Throughout my practice, I have sought to reckon with histories that persist unseen within the land itself, questioning how emptiness is measured—not just physically, but spiritually. This inquiry opens space to consider how historical violence, silencing, and erasure shape our mental and physical presence, ultimately influencing our perception of space and our collective memory. In acknowledging these imprints, I am interested in how practices of repair can reframe these perceptions, generating possibilities for reconciliation and a sense of renewed understanding.
This work will evolve throughout three iterations and reference artistic interventions to land such as Beverly Buchanan’s Marsh Ruins, Nancy Holt’s Stone Ruin Tour, and Stanley Brouwn’s How Empty is This Space?.”
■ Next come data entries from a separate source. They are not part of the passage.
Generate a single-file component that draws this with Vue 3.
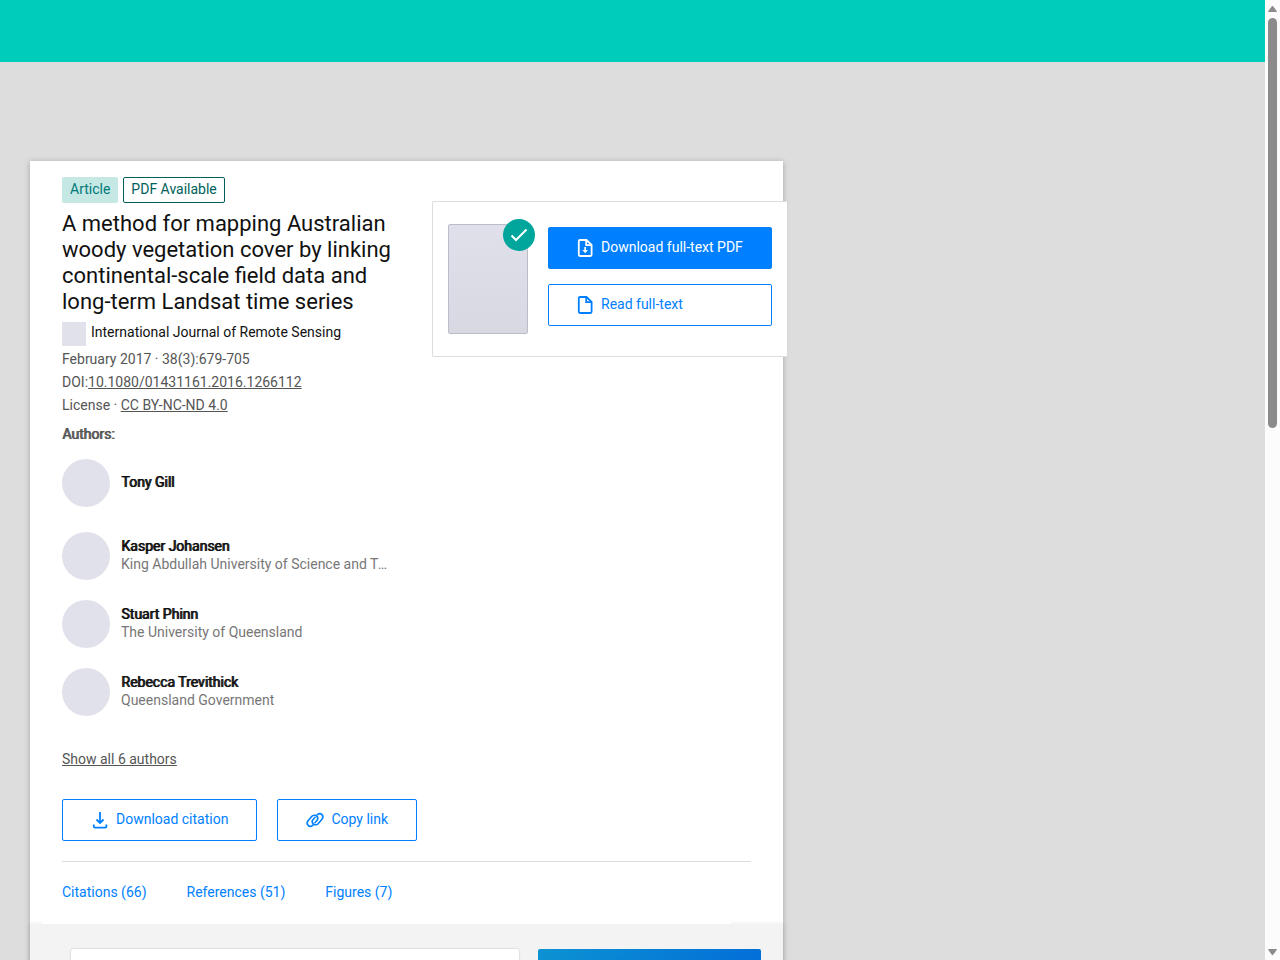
<script setup>
import {ref} from "vue";

const title =
	"A method for mapping Australian woody vegetation cover by linking continental-scale field data and long-term Landsat time series";

const authors = ref([
	{name: "Tony Gill", org: ""},
	{
		name: "Kasper Johansen",
		org: "King Abdullah University of Science and Technology",
	},
	{name: "Stuart Phinn", org: "The University of Queensland"},
	{name: "Rebecca Trevithick", org: "Queensland Government"},
]);

const tabs = [
	{label: "Citations", count: 66},
	{label: "References", count: 51},
	{label: "Figures", count: 7},
];
</script>

<template>
	<div class="shell">
		<div class="page">
			<header class="top-bar"></header>

			<main class="card">
				<div class="summary">
					<section class="details">
						<div class="badges">
							<span class="badge badge-type">Article</span>
							<span class="badge badge-pdf">PDF Available</span>
						</div>
						<h1>{{ title }}</h1>
						<div class="journal">
							<span class="journal-cover"></span>
							<span>International Journal of Remote Sensing</span>
						</div>
						<ul class="meta">
							<li>February 2017 · 38(3):679-705</li>
							<li>DOI:<a href="#">10.1080/01431161.2016.1266112</a></li>
							<li>License · <a href="#">CC BY-NC-ND 4.0</a></li>
						</ul>
						<h2>Authors:</h2>
						<ul class="authors">
							<li v-for="author in authors" :key="author.name">
								<span class="avatar"></span>
								<div class="author-text">
									<div class="author-name">{{ author.name }}</div>
									<div v-if="author.org" class="author-org">
										{{ author.org }}
									</div>
								</div>
							</li>
						</ul>
					</section>

					<aside class="full-text">
						<div class="cover">
							<span class="cover-check">
								<svg viewBox="0 0 32 32" width="32" height="32">
									<path d="M8.500 16.500l4.500 4.500L23.500 10.500" />
								</svg>
							</span>
						</div>
						<div class="full-text-actions">
							<button type="button" class="btn btn-primary">
								<svg class="icon" viewBox="0 0 20 20">
									<path d="M11.500 2H5q-1.200 0-1.200 1.200v13.600q0 1.200 1.200 1.200h10.400q1.200 0 1.200-1.200V7z" />
									<path d="M11.200 2.500V7.200h5" />
									<path class="solid" d="M9.300 9h1.700v3h2l-2.800 3.200L7.400 12h1.900z" />
								</svg>
								Download full-text PDF
							</button>
							<button type="button" class="btn">
								<svg class="icon" viewBox="0 0 20 20">
									<path d="M11.500 2H5q-1.200 0-1.200 1.200v13.600q0 1.200 1.200 1.200h10.400q1.200 0 1.200-1.200V7z" />
									<path d="M11.200 2.500V7.200h5" />
								</svg>
								Read full-text
							</button>
						</div>
					</aside>
				</div>

				<a class="show-all" href="#">Show all 6 authors</a>

				<div class="actions">
					<button type="button" class="btn">
						<svg class="icon" viewBox="0 0 20 20">
							<path d="M10 2v11M6.500 9.500L10 13l3.500-3.500" />
							<path d="M3.800 14.500v2q0 1.200 1.200 1.200h10.200q1.200 0 1.200-1.200v-2" />
						</svg>
						Download citation
					</button>
					<button type="button" class="btn">
						<svg class="icon" viewBox="-1.500 -1.500 23 23">
							<path d="M8 15.600l-1 .8a3.700 3.700 0 0 1-5.200-5.200L6.400 5.800a3.900 3.900 0 0 1 5.700-.2c1.500 1.500 1.300 3.700-.1 5.200l-2.400 2.600" />
							<path d="M12 4.400l1-.8a3.700 3.700 0 0 1 5.200 5.200l-4.600 5.400a3.900 3.900 0 0 1-5.700.2c-1.500-1.500-1.300-3.700.1-5.200l2.400-2.600" />
						</svg>
						Copy link
					</button>
				</div>

				<nav class="tabs">
					<a v-for="tab in tabs" :key="tab.label" href="#"
						>{{ tab.label }} ({{ tab.count }})</a
					>
				</nav>

				<section class="content">
					<div class="panel"></div>
					<div class="promo"></div>
				</section>
			</main>
		</div>

		<div class="scrollbar">
			<svg viewBox="0 0 15 18" width="15" height="18">
				<path d="M7.500 6L11.500 11.500h-8z" />
			</svg>
			<div class="thumb"></div>
			<svg class="arrow-down" viewBox="0 0 15 18" width="15" height="18">
				<path d="M7.500 13L11.500 7.500h-8z" />
			</svg>
		</div>
	</div>
</template>

<style>
body {
	margin: 0;
	overflow: hidden;
}
</style>

<style scoped>
* {
	box-sizing: border-box;
}

.shell {
	display: flex;
	height: 100vh;
	overflow: hidden;
	font-family: Roboto, "Liberation Sans", sans-serif;
	font-size: 14px;
	line-height: 18px;
	color: #111;
}

.page {
	flex: 1;
	overflow: hidden;
	background: #ddd;
}

.top-bar {
	height: 62px;
	background: #00ccbb;
}

.card {
	max-width: 753px;
	margin: 99px 30px 0;
	padding-top: 16px;
	background: #fff;
	box-shadow: 0 1px 6px rgba(0, 0, 0, 0.25);
}

.summary {
	display: grid;
	grid-template-columns: 1fr 355px;
	gap: 40px;
	align-items: start;
	margin: 0 -4px 0 32px;
}

.details {
	min-width: 0;
}

.badges {
	display: flex;
	gap: 5px;
}

.badge {
	height: 26px;
	padding: 0 7px;
	border: 1px solid transparent;
	border-radius: 2px;
	line-height: 22px;
}

.badge-type {
	background: #c5e8e4;
	color: #00797a;
}

.badge-pdf {
	border-color: #005f5a;
	color: #005f5a;
}

h1 {
	margin: 8px 0 7px;
	font-size: 22px;
	font-weight: 400;
	line-height: 26px;
}

.journal {
	display: flex;
	gap: 5px;
	height: 24px;
	line-height: 20px;
}

.journal-cover {
	width: 24px;
	height: 24px;
	background: #e1e1eb;
}

ul {
	margin: 0;
	padding: 0;
	list-style: none;
}

.meta {
	margin-top: 2px;
	line-height: 23px;
	color: #555;
}

.meta a,
.show-all {
	color: #555;
	text-decoration: underline;
}

h2 {
	margin: 8px 0 16px;
	font-size: 14px;
	line-height: 18px;
	color: #555;
}

h2,
.author-name {
	font-weight: 400;
	text-shadow: 1px 0 currentColor;
}

.authors li {
	display: flex;
	align-items: center;
	gap: 11px;
	height: 48px;
	margin-bottom: 20px;
}

.authors li:first-child {
	margin-bottom: 25px;
}

.avatar {
	flex: none;
	width: 48px;
	height: 48px;
	border-radius: 50%;
	background: #e1e1eb;
}

.author-text {
	min-width: 0;
	max-width: 270px;
	padding-bottom: 2px;
}

.author-org {
	overflow: hidden;
	white-space: nowrap;
	text-overflow: ellipsis;
	color: #777;
}

.full-text {
	display: flex;
	gap: 20px;
	height: 156px;
	margin-top: 24px;
	padding: 22px 15px;
	border: 1px solid #ddd;
	border-right: 0;
	border-radius: 2px 0 0 2px;
	background: #fff;
}

.cover {
	position: relative;
	flex: none;
	width: 80px;
	height: 110px;
	border: 1px solid #bcbcc8;
	border-radius: 2px;
	background: linear-gradient(#e0e0ea, #d8d8e2);
}

.cover-check {
	position: absolute;
	top: -6px;
	right: -8px;
	width: 32px;
	height: 32px;
	border-radius: 50%;
	background: #00a69c;
}

.cover-check svg {
	display: block;
	fill: none;
	stroke: #fff;
	stroke-width: 2;
}

.full-text-actions {
	display: flex;
	flex: 1;
	flex-direction: column;
	gap: 15px;
	padding-top: 3px;
}

.btn {
	display: flex;
	gap: 6px;
	height: 42px;
	padding: 0 28px 0 27px;
	border: 1px solid #0080ff;
	border-radius: 2px;
	background: #fff;
	font: inherit;
	line-height: 38px;
	white-space: nowrap;
	color: #0080ff;
	cursor: pointer;
}

.full-text-actions .btn {
	padding: 0 0 0 26px;
}

.btn-primary {
	background: #0080ff;
	color: #fff;
}

.icon {
	flex: none;
	width: 20px;
	height: 20px;
	margin-top: 10px;
	fill: none;
	stroke: currentColor;
	stroke-width: 1.8;
}

.icon .solid {
	fill: currentColor;
	stroke: none;
}

.show-all {
	display: inline-block;
	margin: 14px 32px 0;
}

.actions {
	display: flex;
	gap: 20px;
	margin: 31px 32px 20px;
}

.tabs {
	position: relative;
	z-index: 1;
	display: flex;
	gap: 40px;
	height: 63px;
	margin: 0 52px 0 12px;
	padding: 22px 0 0 20px;
	background: #fff;
}

/* Divider reaches past the tab strip to the card's inner edge */
.tabs::before {
	content: "";
	position: absolute;
	top: 0;
	left: 20px;
	right: -20px;
	height: 1px;
	background: #ddd;
}

.tabs a {
	color: #0080ff;
	text-decoration: none;
}

.content {
	display: grid;
	grid-template-columns: 1fr 223px;
	gap: 19px;
	min-height: 400px;
	padding: 25px 22px 0 41px;
	background: #f3f3f3;
	box-shadow: 0 0 4px rgba(0, 0, 0, 0.1);
}

.panel {
	border-radius: 2px;
	background: #fff;
	box-shadow: 0 0 2px rgba(0, 0, 0, 0.25);
}

.promo {
	height: 250px;
	border-radius: 2px;
	background: linear-gradient(135deg, #0d93d2, #0066d9 60%);
}

.scrollbar {
	display: flex;
	flex: none;
	flex-direction: column;
	width: 15px;
	background: #fcfcfc;
}

.scrollbar svg {
	display: block;
	fill: #8b8b8b;
	stroke: #8b8b8b;
	stroke-linejoin: round;
}

.thumb {
	width: 9px;
	height: 410px;
	margin-left: 3px;
	border-radius: 5px;
	background: #8b8b8b;
}

.arrow-down {
	margin-top: auto;
}
</style>
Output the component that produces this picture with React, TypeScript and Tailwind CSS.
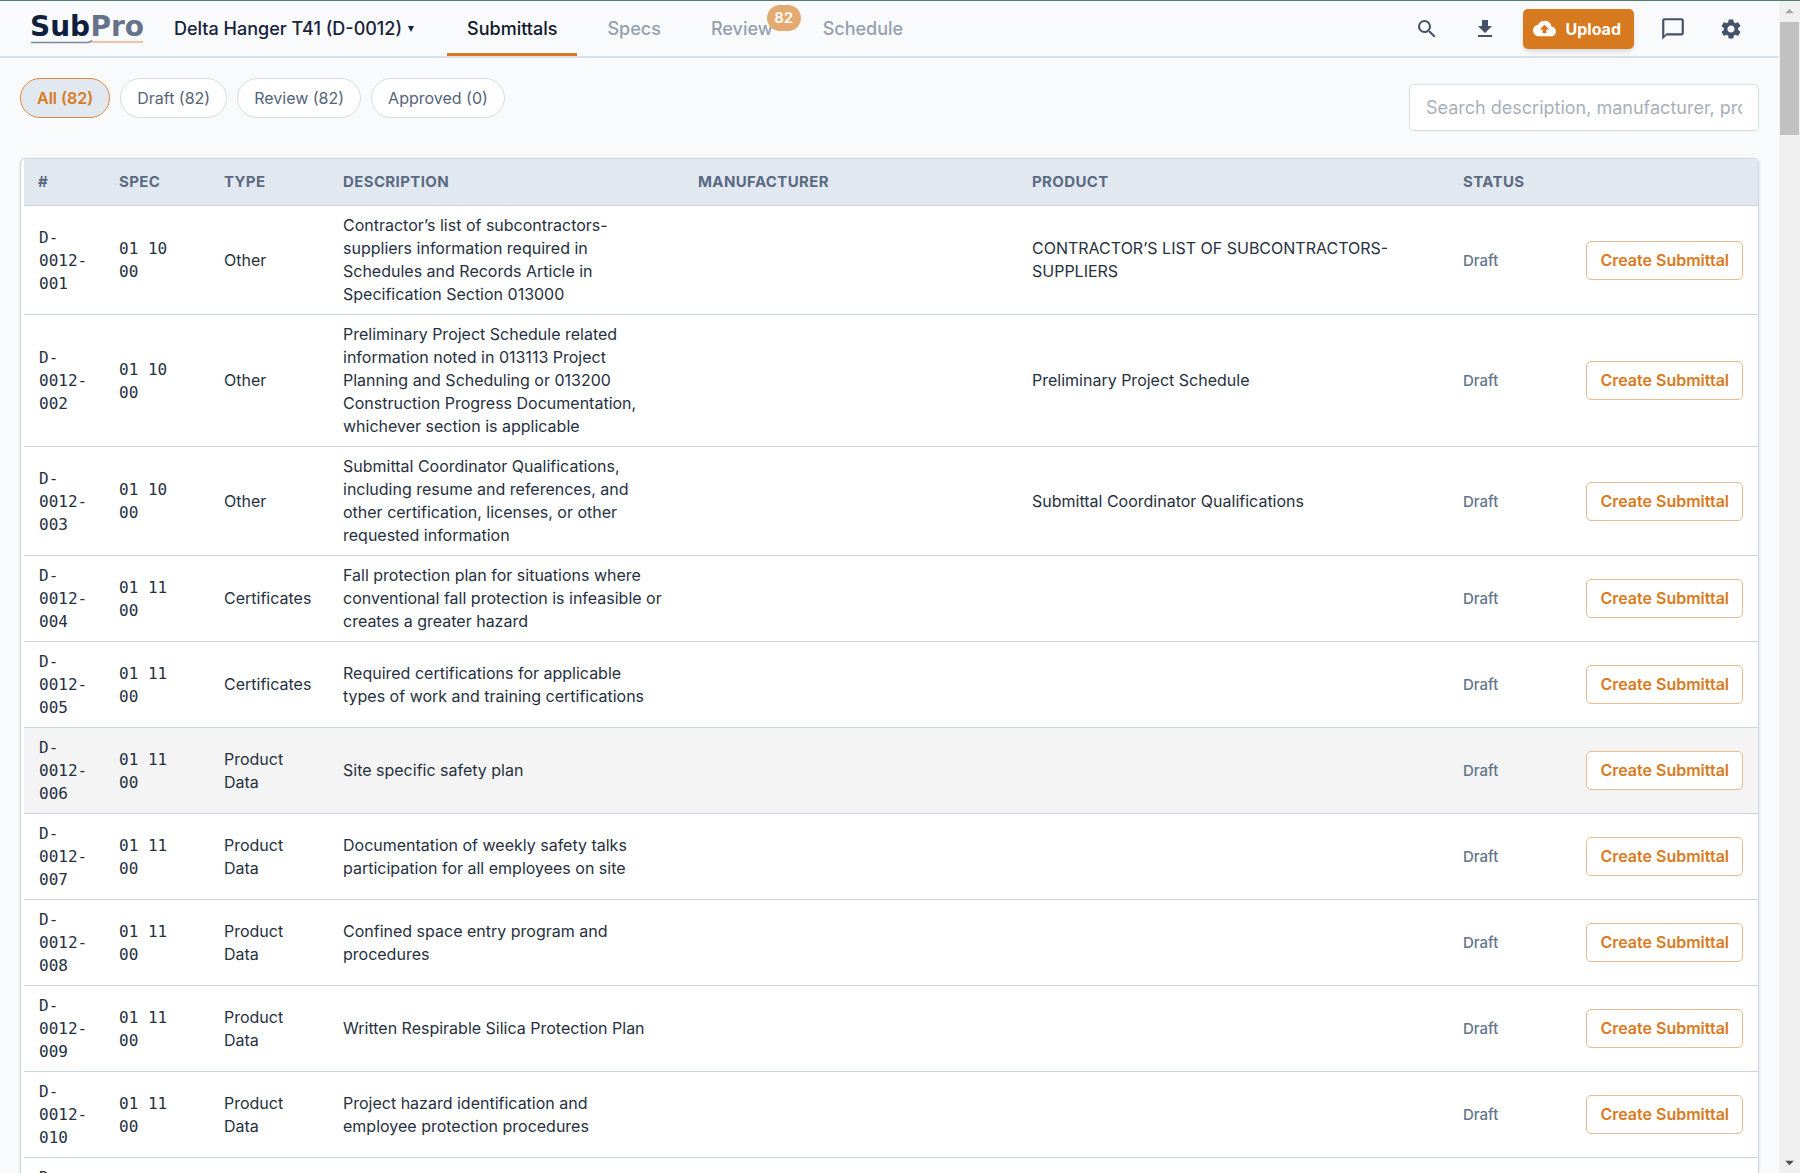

Join us at Cleo for the first iteration of this showcase: After Stone, After Ruins (Notation 1) opening on February 5th 2026. This opening will mark the end of a three week pilgrimage and research trip around coastal Georgia visiting sites and gathering archival material and testimony to be displayed in the gallery tracing LeSeur’s route of investigation. Two additional exhibitions will follow, further reflecting this study through new print and sculptural works: at Atlanta Center for Photography from February 12–April 18, and at Swivel Gallery from May 6–June 6.
Le’Andra LeSeur is a multidisciplinary artist whose practice spans video, installation, photography, painting, and performance. LeSeur’s practice is rooted in an ongoing pursuit of liberation—examining how repetition and ritual become pathways to reclaiming space, visibility, and agency. Grounded in personal experience yet resonating on a broader scale, her work honors Blackness, queerness, and femininity while critically examining the societal structures that seek to suppress and silence these identities. Through the presence of her body and voice, LeSeur crafts immersive experiences that disrupt perceptions and resist imposed narratives encouraging audiences to engage in deep reflection and recognition around themes of identity, collective memory, and the duality of grief and joy.
The artist has received several notable awards, including the Tulsa Artist Fellowship (2024), Leslie-Lohman Museum Artists Fellowship (2019), the Time-Based Medium Prize as well as the Juried Grand Prize at Artprize 10 (2018). LeSeur has appeared in conversation with Marilyn Minter at the Brooklyn Museum, presented by the Tory Burch Foundation, and has lectured at The New School, NY, NY, and the University of the Arts, Philadelphia, PA, among others. Her work has been shown in solo and group exhibitions at Pioneer Works, Brooklyn, NY; MFA Boston, Boston, MA; The Shed, New York, NY; Atlanta Contemporary, Atlanta, GA; A.I.R. Gallery, Brooklyn, NY, and others. Residencies include Pioneer Works, iLab at The University of the Arts, Visual Studies Workshop, ArcAthens, NARS Foundation, Marble House Project, and MASS MoCA. Her work is in the Whitney Museum of American Art collection.